Unnamed: 0,Speaker,Text,Placeholder
6497,,"Well, I believe that we did the appropriate t...",25


Using the quote below, we find that this was a quote from Clinton.

In [8]:
raw.iloc[6497,1]

' Well, I believe that we did the appropriate thing under the circumstances. Saddam Hussein is under a U.N. resolution not to threaten his neighbors or threaten his own, repress his own citizens. Unfortunately, a lot of people, have never been as concerned about the Kurds as the United States has tried to be, and we’ve been flying an operation to protect them out of Turkey for many years now. What happened was one of the Turkish, one of the Kurdish leaders invited him to go up north, but we felt since the whole world community had told him not to do it, that once he did it we had to do something. We did not feel that I could commit. I certainly didn’t feel I should commit American troops to throw him out of where he had gone, and that was the only way to do that. So the appropriate thing strategically to do was to reduce his ability to threaten his neighbors. We did that by expanding what’s called the no-fly zone by increasing our allies’ control of the air space now from the Kuwait bo

Since the names from the transcripts are all uppercase, we convert our list to uppercase.

In [9]:
candidate_list=[candidate.upper() for candidate in candidate_list]

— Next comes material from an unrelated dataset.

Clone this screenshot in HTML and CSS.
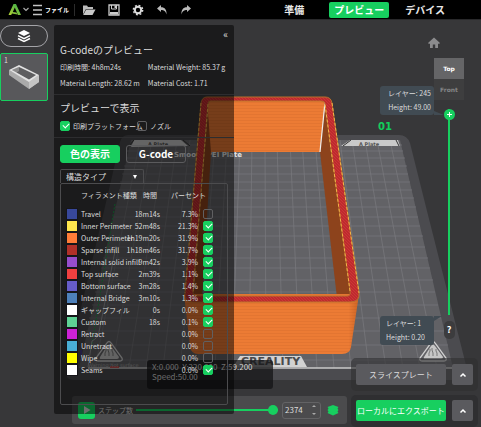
FILE: index.html
```html
<!DOCTYPE html>
<html lang="ja">
<head>
<meta charset="utf-8">
<meta name="viewport" content="width=device-width, initial-scale=1">
<title>G-codeのプレビュー</title>
<link rel="stylesheet" href="styles.css">
</head>
<body>
<header class="topbar">
  <button class="tool logo" aria-label="メニュー">
    <svg width="22" height="14" viewBox="0 0 22 14"><defs><linearGradient id="lg" x1="0" y1="1" x2="1" y2="0"><stop offset="0" stop-color="#b5d334"/><stop offset="1" stop-color="#2fa84a"/></linearGradient></defs><path d="M5.500 1H8L13 12H10L6.800 4.500L4.800 9L8.500 9.500L9.500 11.500L4 10.500L3.200 12H.5Z" fill="url(#lg)"/><path d="M15.500 5L18 7.500L20.500 5" fill="none" stroke="#aaa" stroke-width="1.200"/></svg>
  </button>
  <button class="tool file"><svg width="11" height="12" viewBox="0 0 11 12"><path d="M1 1.500H10M1 6H10M1 10.500H10" stroke="#c4c4c4" stroke-width="1.300"/></svg>ファイル</button>
  <span class="rule"></span>
  <button class="tool" aria-label="開く"><svg width="14" height="12" viewBox="0 0 14 12"><path d="M1 10.500V1.500H5L6 3H11V5H4Z" fill="#bbb"/><path d="M4.200 5.500H13.500L10.500 11H1.200Z" fill="#c8c8c8"/></svg></button>
  <button class="tool" aria-label="保存"><svg width="12" height="12" viewBox="0 0 12 12"><path d="M1 1H11V11H1Z" fill="none" stroke="#ccc" stroke-width="1.300"/><path d="M3.500 1V5H8.500V1" fill="none" stroke="#ccc"/><path d="M6.500 1.500H8V4H6.500ZM2 8H10V10.500H2Z" fill="#ccc"/></svg></button>
  <button class="tool" aria-label="設定"><svg width="12" height="12" viewBox="0 0 12 12"><circle cx="6" cy="6" r="3.200" fill="none" stroke="#ddd" stroke-width="2"/><circle cx="6" cy="6" r="4.700" fill="none" stroke="#ddd" stroke-width="1.400" stroke-dasharray="1.900 1.790"/></svg></button>
  <button class="tool" aria-label="元に戻す"><svg width="12" height="12" viewBox="0 0 12 12"><path d="M1 4.500L5 1V3.300C9 3.300 10.800 6 10.500 10.500C9.500 7 8 6 5 6V8Z" fill="#bbb"/></svg></button>
  <button class="tool" aria-label="やり直し"><svg width="12" height="12" viewBox="0 0 12 12"><path d="M11 4.500L7 1V3.300C3 3.300 1.200 6 1.500 10.500C2.500 7 4 6 7 6V8Z" fill="#bbb"/></svg></button>
  <nav class="tabs">
    <a href="#prepare">準備</a>
    <a href="#preview" class="active">プレビュー</a>
    <a href="#device">デバイス</a>
  </nav>
</header>

<main class="workspace">
  <svg class="scene" viewBox="0 20 481 407" preserveAspectRatio="xMidYMid slice" aria-hidden="true">
    <defs>
      <pattern id="layers" width="8" height="3" patternUnits="userSpaceOnUse"><rect width="8" height="3" fill="#ec7b34"/><path d="M0 .5H8" stroke="#df722f" stroke-width=".7"/></pattern>
      <pattern id="infill" width="3" height="3" patternUnits="userSpaceOnUse"><rect width="3" height="3" fill="#bd2c2e"/><path d="M0 0L3 3" stroke="#d03638" stroke-width=".9"/></pattern>
      <linearGradient id="side" x1="0" x2="1"><stop offset=".94" stop-color="#803000" stop-opacity="0"/><stop offset="1" stop-color="#803000" stop-opacity=".3"/></linearGradient>
    </defs>
    <path d="M128 135H399Q407 135 410 143L427 211L468 373Q469 380 461 380H74Q65 380 66 371L104 211L120 142Q122 135 128 135Z" fill="#4b4b4f"/>
    <path d="M131 140H400L453 368H79Z" fill="#626266"/>
    <path d="M140 140L95 368M152 140L112 368M165 140L129 368M177 140L146 368M190 140L163 368M202 140L180 368M215 140L198 368M227 140L215 368M240 140L232 368M252 140L249 368M265 140L266 368M277 140L283 368M290 140L300 368M302 140L317 368M315 140L334 368M327 140L351 368M340 140L369 368M352 140L386 368M365 140L403 368M377 140L420 368M390 140L437 368M129 145H402M127 151H403M126 158H405M124 166H407M122 174H408M120 182H410M119 190H412M117 198H414M115 207H416M113 217H418M111 226H420M108 236H423M106 247H425M103 258H428M101 268H430M98 280H433M95 292H435M92 305H438M89 318H441M86 331H444M83 345H448M80 360H451" stroke="#7a7a7e" stroke-width=".7" fill="none"/>
    <path d="M131 147L134 140H181L188 146ZM341 146L350 140H398L400 146Z" fill="#c9c9c9"/>
    <path d="M183 140L190 146M129 146L134 140M343 146L351 140M396 140L399 146" stroke="#333" fill="none"/>
    <text x="148" y="145.500" class="plate-name">A Plate</text>
    <text x="359" y="145.500" class="plate-name">A Plate</text>
    <text x="174" y="157" class="plate-type">Smooth PEI Plate</text>
    <text x="378" y="130" class="plate-no">01</text>
    <path d="M88 368H453" stroke="#cacaca" stroke-width="1.600"/>
    <path d="M115 204L91 350" stroke="#18a34a" stroke-dasharray="2 1.500"/>
    <path d="M116 246L99 332Q98 338 92 341L88 367" stroke="#99999d" fill="none"/>
    <path d="M81 350V355" stroke="#4530c0"/><path d="M110 367H119" stroke="#c33" stroke-width="1.500"/>
    <g id="warn"><path d="M431 343Q433 340 435 343L446 358Q447 361 444 361H422Q419 361 420 358Z" fill="#626266" stroke="#d0d0d0" stroke-width="1.300"/><path d="M431 346Q433 343 435 346L443 357Q443 359 441 359H425Q423 359 424 357Z" fill="#c6c6c6"/><path d="M429 356V353L430 351V349M433 356V353L432 350V348M437 356V353L436 351V349" stroke="#777" fill="none"/></g>
    <use href="#warn" x="-324"/>
    <text x="88" y="367" class="fine">Warning:hot surface</text>
    <path d="M240 356H301L307 367H233Z" fill="#d2d2d2"/>
    <text x="241" y="365" class="brand">CREALITY</text>
    <path d="M207 101H326L320 152H210Z" fill="url(#layers)"/>
    <path d="M326 101L320 152L337 298L352 298Z" fill="#8d431c"/>
    <path d="M207 101L211 152L202 298H191Z" fill="#8d431c"/>
    <path d="M325 102L320 152" stroke="#eee" stroke-width="1.200"/>
    <path d="M184 294L190 346Q191 354 198 354H342Q350 354 351 347L359 294Z" fill="url(#layers)"/>
    <path d="M184 294L190 346Q191 354 198 354H342Q350 354 351 347L359 294Z" fill="url(#side)"/>
    <path d="M207 97H325Q331 97 332 103L359 293Q360 302 350 302H193Q184 302 185 293L201 103Q202 97 207 97ZM210 101Q208 101 208 104L193 293Q193 296 196 296H347Q351 296 350 291L325 104Q325 101 321 101Z" fill="url(#infill)" fill-rule="evenodd"/>
    <path d="M207 97H325Q331 97 332 103L359 293Q360 302 350 302H193Q184 302 185 293L201 103Q202 97 207 97Z" class="wall"/>
    <path d="M210 101Q208 101 208 104L193 293Q193 296 196 296H347Q351 296 350 291L325 104Q325 101 321 101Z" class="wall"/>
    <path d="M332 103L359 293M350 291L325 104M201 103L185 293M208 104L193 293" class="dashes"/>
  </svg>

  <aside class="plates">
    <button class="stack" aria-label="プレート一覧"><svg width="14" height="14" viewBox="0 0 14 14"><path d="M7 1L13 4L7 7L1 4Z" fill="#fff"/><path d="M1 6.700L7 9.700L13 6.700M1 9.500L7 12.500L13 9.500" fill="none" stroke="#fff" stroke-width="1.500"/></svg></button>
    <button class="plate"><span>1</span><svg width="32" height="26" viewBox="0 0 32 26"><path d="M1 6V11L21 25L31 18V11L21 17Z" fill="#aaa"/><path d="M21 18V25L31 18V11Z" fill="#c4c4c4"/><path d="M4 6L11 3L28 11L21 15Z" fill="#5e5e60"/><path d="M4 6L11 3V7L8 9Z" fill="#8a8a8a"/><path d="M1 6L11 1L31 11L21 18ZM4 6L21 15.500L28 11L11 3Z" fill="#e2e2e2" fill-rule="evenodd"/></svg></button>
  </aside>

  <div class="dock">
    <button class="play" aria-label="再生"><svg width="8" height="8" viewBox="0 0 8 8"><path d="M1 0L7.500 4L1 8Z" fill="#ddd"/></svg></button>
    <label for="step">ステップ数</label>
    <input id="step" class="step-range" type="range" min="0" max="2374" value="2374">
    <span class="stepper"><input type="number" value="2374" aria-label="ステップ"><svg width="6" height="12" viewBox="0 0 6 12"><path d="M1 3L3 1L5 3ZM1 9L3 11L5 9Z" fill="#aaa"/></svg></span>
    <svg class="dock-icon" width="12" height="12" viewBox="0 0 12 12"><path d="M6 1L11.500 3L10.500 4.500L11.500 6L10.500 7.500L11.500 9L6 11.500L.5 9L1.500 7.500L.5 6L1.500 4.500L.5 3Z" fill="#17cf5f"/></svg>
  </div>

  <div class="readout">X:0.000&nbsp; Y:220.000&nbsp; Z:59.200<br>Speed:50.00</div>

  <section class="panel">
    <div class="block summary">
      <button class="collapse" aria-label="折りたたむ">«</button>
      <h2>G-codeのプレビュー</h2>
      <div class="facts">
        <span>印刷時間: 4h8m24s</span><span>Material Weight: 85.37 g</span>
        <span>Material Length: 28.62 m</span><span>Material Cost: 1.71</span>
      </div>
    </div>
    <div class="block display">
      <h2>プレビューで表示</h2>
      <div class="checks">
        <input type="checkbox" id="c-plat" checked><label for="c-plat">印刷プラットフォーム</label>
        <input type="checkbox" id="c-noz"><label for="c-noz">ノズル</label>
      </div>
    </div>
    <div class="block colors">
      <div class="modes"><button class="on">色の表示</button><button>G-code</button></div>
      <div class="pick"><select aria-label="表示タイプ"><option>構造タイプ</option></select></div>
      <div class="frame">
        <table>
          <colgroup><col class="w-swatch"><col class="w-name"><col class="w-time"><col class="w-share"><col class="w-check"></colgroup>
          <thead><tr><th></th><th>フィラメント種類</th><th class="time">時間</th><th class="share" colspan="2">パーセント</th></tr></thead>
          <tbody>
            <tr><td><i class="sw travel"></i></td><td>Travel</td><td>18m14s</td><td>7.3%</td><td><input type="checkbox" aria-label="Travel"></td></tr>
            <tr><td><i class="sw inner"></i></td><td>Inner Perimeter</td><td>52m48s</td><td>21.3%</td><td><input type="checkbox" aria-label="Inner Perimeter" checked></td></tr>
            <tr><td><i class="sw outer"></i></td><td>Outer Perimeter</td><td>1h19m20s</td><td>31.9%</td><td><input type="checkbox" aria-label="Outer Perimeter" checked></td></tr>
            <tr><td><i class="sw sparse"></i></td><td>Sparse infill</td><td>1h18m46s</td><td>31.7%</td><td><input type="checkbox" aria-label="Sparse infill" checked></td></tr>
            <tr><td><i class="sw solid"></i></td><td>Internal solid infill</td><td>9m42s</td><td>3.9%</td><td><input type="checkbox" aria-label="Internal solid infill" checked></td></tr>
            <tr><td><i class="sw top"></i></td><td>Top surface</td><td>2m39s</td><td>1.1%</td><td><input type="checkbox" aria-label="Top surface" checked></td></tr>
            <tr><td><i class="sw bottom"></i></td><td>Bottom surface</td><td>3m28s</td><td>1.4%</td><td><input type="checkbox" aria-label="Bottom surface" checked></td></tr>
            <tr><td><i class="sw bridge"></i></td><td>Internal Bridge</td><td>3m10s</td><td>1.3%</td><td><input type="checkbox" aria-label="Internal Bridge" checked></td></tr>
            <tr><td><i class="sw gap"></i></td><td>ギャップフィル</td><td>0s</td><td>0.0%</td><td><input type="checkbox" aria-label="ギャップフィル" checked></td></tr>
            <tr><td><i class="sw custom"></i></td><td>Custom</td><td>18s</td><td>0.1%</td><td><input type="checkbox" aria-label="Custom" checked></td></tr>
            <tr><td><i class="sw retract"></i></td><td>Retract</td><td></td><td>0.0%</td><td><input type="checkbox" aria-label="Retract"></td></tr>
            <tr><td><i class="sw unretract"></i></td><td>Unretract</td><td></td><td>0.0%</td><td><input type="checkbox" aria-label="Unretract"></td></tr>
            <tr><td><i class="sw wipe"></i></td><td>Wipe</td><td></td><td>0.0%</td><td><input type="checkbox" aria-label="Wipe"></td></tr>
            <tr><td><i class="sw seams"></i></td><td>Seams</td><td></td><td>0.0%</td><td><input type="checkbox" aria-label="Seams" checked></td></tr>
          </tbody>
        </table>
      </div>
    </div>
  </section>

  <div class="rail">
    <button class="home" aria-label="ホーム"><svg width="12" height="12" viewBox="0 0 12 12"><path d="M6 .5L12 6L11 7L10 6.500V11H7.200V7.500H4.800V11H2V6.500L1 7L0 6Z" fill="#8b8b8d"/></svg></button>
    <div class="tags">
      <div class="tag upper">レイヤー: 245<br>Height: 49.00</div>
      <div class="tag lower">レイヤー: 1<br>Height: 0.20</div>
    </div>
    <div class="track">
      <button class="face">Top</button>
      <button class="face front">Front</button>
      <input class="layer-range" type="range" min="1" max="245" value="245" aria-label="レイヤー">
      <button class="help" aria-label="ヘルプ">?</button>
    </div>
  </div>

  <div class="actions">
    <div class="pair"><button class="main">スライスプレート</button><button class="more" aria-label="その他のスライス"><svg width="8" height="6" viewBox="0 0 8 6"><path d="M1.500 4.500L4 2L6.500 4.500" fill="none" stroke="#fff" stroke-width="1.500"/></svg></button></div>
    <div class="pair solid-bg"><button class="main go">ローカルにエクスポート</button><button class="more" aria-label="その他の出力"><svg width="8" height="6" viewBox="0 0 8 6"><path d="M1.500 4.500L4 2L6.500 4.500" fill="none" stroke="#fff" stroke-width="1.500"/></svg></button></div>
  </div>
</main>
</body>
</html>
```
FILE: styles.css
```css
* { box-sizing: border-box; }

:root {
  --green: #17cf5f;
  --text: #dcdcdc;
  --line: #5b5b5d;
}

body {
  margin: 0;
  min-height: 100vh;
  display: flex;
  flex-direction: column;
  background: #373739;
  color: var(--text);
  font: 7px/10px "Noto Sans CJK JP", sans-serif;
}

button, input, select { font: inherit; color: inherit; margin: 0; }
button { padding: 0; border: 0; background: none; display: flex; align-items: center; justify-content: center; }
svg { display: block; flex: none; }
h2 { margin: 0; font-size: 10px; line-height: 14px; font-weight: 400; }

.topbar { display: flex; align-items: center; height: 20px; padding-left: 8px; background: #000; border-bottom: 1px solid #29292b; }
.tool { margin-right: 12px; }
.logo { margin-right: 2px; }
.file { gap: 2px; margin-right: 5px; font-size: 6px; font-weight: 700; color: #fff; }
.rule { width: 1px; height: 12px; margin-right: 7px; background: #2c2c2c; }
.tabs { display: flex; gap: 16px; margin-left: auto; padding-right: 36px; font-size: 10px; font-weight: 700; line-height: 16px; }
.tabs a { color: #e8e8e8; text-decoration: none; }
.tabs a:first-child { margin-right: 9px; }
.tabs .active { padding: 0 5px; border-radius: 2px; background: var(--green); color: #fff; }

.workspace {
  position: relative;
  flex: 1;
  display: grid;
  grid-template-columns: 50px 180px 1fr 127px;
  grid-template-rows: 1fr auto;
  column-gap: 4px;
  padding: 5px 3px 0 0;
}
.workspace > * { position: relative; }
.workspace > .scene { position: absolute; inset: 0; width: 100%; height: 100%; }

.plate-name { font: 700 5px "DejaVu Sans", sans-serif; fill: #555; }
.plate-type { font: 700 7px "DejaVu Sans", sans-serif; fill: #e4e4e4; }
.plate-no { font: 700 10px "DejaVu Sans", sans-serif; fill: #12cf5c; }
.brand { font: 700 11px "DejaVu Sans", sans-serif; fill: #4a4a4c; }
.fine { font: 5px "DejaVu Sans", sans-serif; fill: #aaa; }
.wall { fill: none; stroke: #b8702c; }
.dashes { fill: none; stroke: #f2b548; stroke-dasharray: 3 2; }

.plates { grid-area: 1 / 1; padding-right: 2px; }
.stack { width: 100%; height: 22px; margin-bottom: 6px; border: 1px solid #a4a4a8; border-radius: 11px; }
.plate { position: relative; width: 100%; height: 48px; border: 1px solid var(--green); border-radius: 2px; background: #58585b; }
.plate span { position: absolute; top: 1px; left: 3px; }

.panel {
  grid-area: 1 / 2 / 3 / 3;
  display: flex;
  flex-direction: column;
  margin-bottom: 13px;
  border-radius: 2px;
  background: rgba(0, 0, 0, .5);
}
.block { padding: 0 6px; }
.summary, .display { border-bottom: 1px solid #2d2d2f; }
.summary { height: 70px; }
.collapse { height: 18px; margin-left: auto; font-size: 10px; }
.facts { display: grid; grid-template-columns: auto auto; justify-content: start; column-gap: 8px; row-gap: 6px; padding-top: 5px; white-space: nowrap; }
.display { height: 43px; padding-top: 6px; }
.checks { display: flex; align-items: center; padding-top: 6px; white-space: nowrap; }
.checks label { padding-left: 3px; }
.checks label:first-of-type { width: 67px; }

input[type="checkbox"] { appearance: none; position: relative; flex: none; display: block; width: 10px; height: 10px; border: 1px solid #606062; border-radius: 2px; }
input[type="checkbox"]:checked { border-color: var(--green); background: var(--green); }
input[type="checkbox"]:checked::after { content: ""; position: absolute; left: 2px; top: 1px; width: 5px; height: 3px; border: solid #fff; border-width: 0 0 1px 1px; transform: rotate(-45deg); }

.colors { flex: 1; display: flex; flex-direction: column; padding-top: 7px; padding-bottom: 9px; }
.modes { display: flex; gap: 6px; margin-bottom: 6px; }
.modes button { width: 60px; height: 18px; border: 1px solid var(--line); border-radius: 3px; font-size: 10px; font-weight: 700; color: #fff; }
.modes .on { background: var(--green); border-color: var(--green); }
.pick { position: relative; width: 84px; height: 14px; border: 1px solid #4c4c4e; border-bottom: 0; border-radius: 2px 2px 0 0; }
.pick::after { content: ""; position: absolute; right: 6px; top: 5px; border: solid transparent; border-width: 4px 2px 0; border-top-color: #fff; }
.pick select { appearance: none; display: block; width: 100%; height: 100%; padding: 0 5px; border: 0; background: none; font-size: 8px; line-height: 12px; }
.frame { flex: 1; padding: 5px 6px; border: 1px solid #4c4c4e; border-radius: 2px; }

table { width: 146px; table-layout: fixed; border-collapse: collapse; white-space: nowrap; }
th, td { height: 12px; padding: 0; text-align: left; font-weight: 400; line-height: 10px; }
thead th { height: 19px; padding-bottom: 7px; }
.w-swatch { width: 14px; }
.w-name { width: 45px; }
.w-time { width: 34px; }
.w-share { width: 38px; }
.w-check { width: 15px; }
th.time { padding-right: 3px; text-align: right; }
th.share { padding-left: 11px; }
td:nth-child(3), td:nth-child(4) { text-align: right; }
td input { margin-left: auto; }
.sw { display: block; width: 12px; height: 12px; margin-left: -1px; border: 1px solid #16161a; }
.travel { background: #38489b; }
.inner { background: #ffe64d; }
.outer { background: #ff7d38; }
.sparse { background: #b03029; }
.solid { background: #964dcc; }
.top { background: #f04040; }
.bottom { background: #665cc8; }
.bridge { background: #4d80ba; }
.gap, .seams { background: #fff; }
.custom { background: #5ed194; }
.retract { background: #cd22d6; }
.unretract { background: #49aed4; }
.wipe { background: #ff0; }

.dock {
  grid-area: 2 / 2 / 3 / 4;
  display: flex;
  align-items: center;
  height: 28px;
  margin: 0 0 3px 18px;
  padding: 0 8px 0 6px;
  border-radius: 3px;
  background: #4b4b4d;
}
.play { width: 17px; height: 17px; margin-right: 3px; border-radius: 3px; background: var(--green); }
.step-range { appearance: none; flex: 1; min-width: 0; height: 10px; margin: 0 4px 0 3px; background: linear-gradient(var(--green), var(--green)) center / 100% 2px no-repeat; }
.step-range::-webkit-slider-thumb { appearance: none; width: 10px; height: 10px; border-radius: 50%; background: var(--green); }
.stepper { display: flex; align-items: center; width: 39px; height: 17px; margin-right: 6px; padding: 0 3px 0 2px; border: 1px solid #636365; border-radius: 3px; }
.stepper input { appearance: textfield; flex: 1; width: 0; min-width: 0; padding: 0; border: 0; background: none; font-size: 8px; }
.stepper input::-webkit-inner-spin-button { display: none; }

.readout {
  grid-area: 1 / 2 / 2 / 4;
  place-self: end start;
  width: 126px;
  height: 29px;
  margin: 0 0 7px 93px;
  padding: 2px 5px;
  border-radius: 3px;
  background: rgba(20, 20, 22, .75);
  color: #d4d4d4;
  font-size: 8px;
  white-space: nowrap;
}

.rail { grid-area: 1 / 4; display: grid; grid-template-columns: 54px 30px; grid-template-rows: 33px 1fr; justify-content: end; margin: 0 14px 51px 0; }
.home { grid-area: 1 / 1 / 2 / 3; place-self: center; margin: 3px 0 0 24px; }
.tags { grid-area: 2 / 1; display: flex; flex-direction: column; justify-content: space-between; padding-top: 28px; }
.tag { position: relative; height: 29px; padding: 0 6px; border-radius: 3px; background: #414b53; line-height: 14px; white-space: nowrap; }
.tag::after { content: ""; position: absolute; left: 100%; border: solid transparent; }
.upper { padding-right: 3px; text-align: right; }
.upper::after { bottom: 0; border-width: 4px 0 0 10px; border-left-color: #414b53; }
.lower::after { top: 0; border-width: 0 0 5px 8px; border-left-color: #414b53; }
.track { grid-area: 2 / 2; display: flex; flex-direction: column; align-items: center; }
.face { width: 30px; height: 21px; background: #656567; color: #fff; font: 700 6px "DejaVu Sans", sans-serif; }
.front { background: #3e3e3f; color: #858587; }
.layer-range { appearance: none; flex: 1; min-height: 0; width: 12px; margin: 9px 0 6px; writing-mode: vertical-lr; direction: rtl; background: linear-gradient(var(--green), var(--green)) center / 2px 100% no-repeat; }
.layer-range::-webkit-slider-thumb {
  appearance: none;
  width: 11px;
  height: 11px;
  border-radius: 50%;
  background: linear-gradient(#fff, #fff) center / 5px 1px no-repeat, linear-gradient(#fff, #fff) center / 1px 5px no-repeat, var(--green);
}
.help { width: 11px; height: 18px; margin-bottom: 6px; border-radius: 5px; background: #3c3c3e; color: #fff; font-size: 9px; font-weight: 700; }

.actions { grid-area: 1 / 4 / 3 / 5; align-self: end; display: grid; row-gap: 4px; }
.pair { display: flex; gap: 6px; padding: 6px 5px; height: 33px; border-radius: 5px; background: rgba(47, 47, 49, .6); }
.solid-bg { background: #2f2f31; height: 32px; padding-top: 5px; }
.pair button { height: 21px; border-radius: 2px; background: #5a5a5e; }
.pair .main { flex: 1; font-size: 8px; white-space: nowrap; }
.pair .go { background: var(--green); color: #fff; }
.pair .more { width: 21px; }
```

We are looking for mispellings of names, as such, we ignore the names we know are spelt correctly. This includes times, years and an occurence of (CNN).

In [10]:
ignore_set = set(candidate_list).union(set(['7','8','9','10','11','1980','1986','(CNN)']))

The set of values we are considering imputing is the difference between the unique speakers and our `ignore_set`.

In [11]:
impute_set = set(raw['Speaker'].unique()) - ignore_set

In [12]:
impute_set = impute_set -{np.nan} #our code won't work with the "float" NaN, so we remove it here.

In [13]:
def lev_dist_fast(str1,str2):
    """This is an implementation of Levenshtein distance, the distance between two strings is the minimal number of
    insertions, deletions and substitutions required to go from one string to the other.
    """
    #initialize a dataframe with characters of the strings on the axes and an extra empty row/column index
    dist_data = pd.DataFrame(index=list(' '+str1), columns = list(' '+str2))  
    dist_data.fillna(0, inplace=True) #Fill the na values with zero.
    #print(dist_data) #used to check that the code ran properly
    
    #record the lengths of our strings for use below.
    n=len(str2)
    m=len(str1)
    
    #Initialize the first column of the dataframe, the indices are 1 to m+1 since [0,0] is already 0
    for i in range(1, m+1):
        dist_data.iloc[i,0] = i
    
    #Initialize the first row of the dataframe similarly.
    for j in range(1, n+1):
        dist_data.iloc[0,j] = j
    
    #Loop over the entries of the dataframe
    for j in range(1, n+1): #top to bottom
        for i in range(1, m+1): # but first left to right
            
            #If the characters of the string are the same, it costs nothing to substitute
            if str1[i-1] == str2[j-1]: #due to extra padding, indices are offset by 1.
                substitutionCost = 0
            else:
                substitutionCost = 1 #if the strings aren't the same it costs 1 to substitute
            
            dist_data.iloc[i, j] = min(dist_data.iloc[i-1][j] +1, #deletion
                                       dist_data.iloc[i, j-1] +1, #insertion
                                       dist_data.iloc[i-1,j-1]+substitutionCost) #substitution
            
    #print(dist_data) #if you want to see the resulting dataframe, uncomment this print statement.   
    return dist_data.iloc[-1,-1] 
#The dictionary computes the Levenstein distance between subwords str1[:i] str2[:j], we are only interested in 
#the distance between str1 and str2 as a whole, the last entry of our dataframe.

In [14]:
lev_dist_fast('kitten', 'sitting') #this cell is purely for testing purposes. Change the strings and see what happens!

3

In [16]:
speaker_score_dict={}
vetted_set = set(candidate_list) #this is the set of correctly spelled names.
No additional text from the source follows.